Scenario 5: Congress simply agrees to ignore a state that has competing electoral slates by not approving either slate. What happens to the minimum number of electoral votes required to win the presidency?

There is some precedent for this situation, but it isn't especially helpful.

After the election of 1872, electoral votes from Arkansas and Louisiana were not properly certified, and three of the votes from Georgia were given to a candidate who had died. Congress decided to reject these electoral votes for president. However, it's not clear what threshold for victory they used, because Ulysses S. Grant's showing was strong enough for the question to be moot.

The nonpartisan Congressional Research Service has written that on the question of the threshold, "the practice in Congress has not been consistent."

Despite this lack of clarity, it could become an important issue. If a large state's electoral votes are knocked out by a disagreement over disputed slates, yet the normal winning threshold of 270 was still enforced, it would increase the likelihood that the election would be thrown into the House, where confusion could reign.

Scenario 6: There's no clarity on who won the presidency by Jan. 20, inauguration day.

What if both candidates claim victory?

Experts say that given heightened polarization today, we can't assume a repeat of the 2000 election, in which Al Gore quietly accepted the 5-4 ruling of the Supreme Court despite reservations among many of his fellow Democrats about the legitimacy of that ruling.

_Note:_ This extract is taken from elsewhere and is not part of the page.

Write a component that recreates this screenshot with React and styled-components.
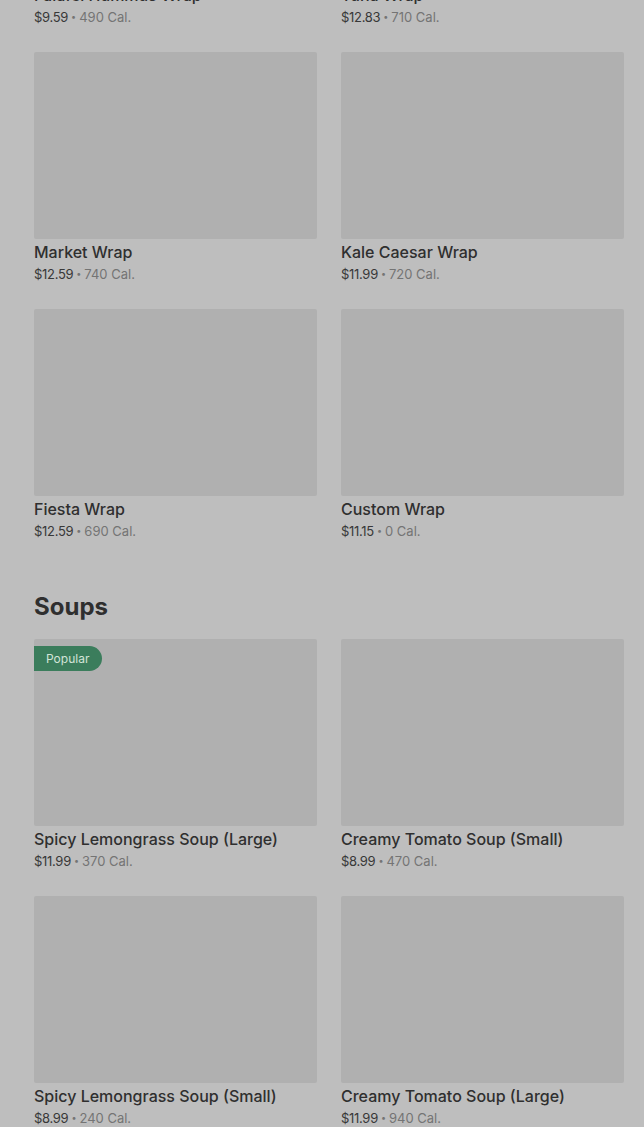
import React from 'react';
import styled, { createGlobalStyle } from 'styled-components';

const sections = [
    {
        title: null,
        items: [
            { name: 'Falafel Hummus Wrap', price: '$9.59', cal: '490 Cal.' },
            { name: 'Tuna Wrap', price: '$12.83', cal: '710 Cal.' },
            { name: 'Market Wrap', price: '$12.59', cal: '740 Cal.' },
            { name: 'Kale Caesar Wrap', price: '$11.99', cal: '720 Cal.' },
            { name: 'Fiesta Wrap', price: '$12.59', cal: '690 Cal.' },
            { name: 'Custom Wrap', price: '$11.15', cal: '0 Cal.' },
        ],
    },
    {
        title: 'Soups',
        items: [
            { name: 'Spicy Lemongrass Soup (Large)', price: '$11.99', cal: '370 Cal.', popular: true },
            { name: 'Creamy Tomato Soup (Small)', price: '$8.99', cal: '470 Cal.' },
            { name: 'Spicy Lemongrass Soup (Small)', price: '$8.99', cal: '240 Cal.' },
            { name: 'Creamy Tomato Soup (Large)', price: '$11.99', cal: '940 Cal.' },
        ],
    },
];

export default function App() {
    return (
        <>
            <GlobalStyle />
            <Page>
                {sections.map((section, i) => (
                    <Section key={i}>
                        {section.title && <Heading>{section.title}</Heading>}
                        <Grid>
                            {section.items.map((item) => (
                                <Card key={item.name}>
                                    <Thumb>{item.popular && <Badge>Popular</Badge>}</Thumb>
                                    <Name>{item.name}</Name>
                                    <Meta>
                                        <Price>{item.price}</Price>
                                        <Dot>•</Dot>
                                        <Cal>{item.cal}</Cal>
                                    </Meta>
                                </Card>
                            ))}
                        </Grid>
                    </Section>
                ))}
            </Page>
        </>
    );
}

const GlobalStyle = createGlobalStyle`
    html, body {
        margin: 0;
        padding: 0;
        background: #bebebe;
        overflow: hidden;
    }
    body {
        font-family: Inter, "Noto Sans", sans-serif;
        color: #2e2e2e;
    }
`;

const Page = styled.div`
    display: flex;
    flex-direction: column;
    gap: 50px;
    margin-top: -205px;
    padding: 0 20px 40px 34px;
`;

const Section = styled.section`
    display: flex;
    flex-direction: column;
    gap: 16px;
`;

const Heading = styled.h2`
    margin: 0;
    font-size: 24px;
    line-height: 32px;
    font-weight: 700;
    color: #2f2f2f;
`;

const Grid = styled.div`
    display: grid;
    grid-template-columns: 283px 283px;
    column-gap: 24px;
    row-gap: 25px;
`;

const Card = styled.div`
    display: flex;
    flex-direction: column;
`;

const Thumb = styled.div`
    position: relative;
    height: 187px;
    background: #b0b0b0;
    border-radius: 2px;
`;

const Badge = styled.span`
    position: absolute;
    top: 7px;
    left: 0;
    height: 25px;
    padding: 0 13px 0 12px;
    display: flex;
    align-items: center;
    background: #3b7d5c;
    color: #d3e4d8;
    font-size: 12px;
    border-radius: 0 13px 13px 0;
`;

const Name = styled.div`
    margin-top: 3px;
    font-size: 16px;
    line-height: 20px;
    font-weight: 500;
    color: #2f2f2f;
`;

const Meta = styled.div`
    display: flex;
    align-items: center;
    gap: 3px;
    margin-top: 2px;
    font-size: 13px;
    line-height: 20px;
`;

const Price = styled.span`
    color: #383838;
    letter-spacing: -0.3px;
`;

const Dot = styled.span`
    color: #747474;
    font-size: 9px;
`;

const Cal = styled.span`
    color: #747474;
`;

There is a fallback if no one undisputed is set to be sworn in on Jan. 20. According to the 1947 law establishing the line of succession to the president, if the president and vice president are unable to be inaugurated, an "acting president" takes over until the situation is resolved. First in line would be the speaker of the House, and second would be the president pro tempore of the Senate, as long as the official resigned their seat in Congress. Beyond those two positions is a list of cabinet positions.

But Foley raised a potential obstacle to this relatively smooth process. What if, rather than agreeing to disagree, the two chambers each insisted that a different president has been elected and refuse to back down? In other words, at noon on Jan. 20, if both Trump and Biden are claiming to be president-elect and are getting the backing of their respective parties, "the question in my mind is who does the military obey as commander-in-chief?" Foley said in an interview. "This is an issue that I think needs more discussion among relevant experts, including experts in military law, before November."

Uncertainty about the winner of the presidential election could encourage either side to push the envelope during the transition period. Liza Goitein of NYU's Brennan Center for Justice told the group that Trump "could create a reality on the ground that would be hard to change at noon on the 20th," she said.

Goitein added that while she didn't think such uncertainty was likely, "for the first time in modern history, it's possible."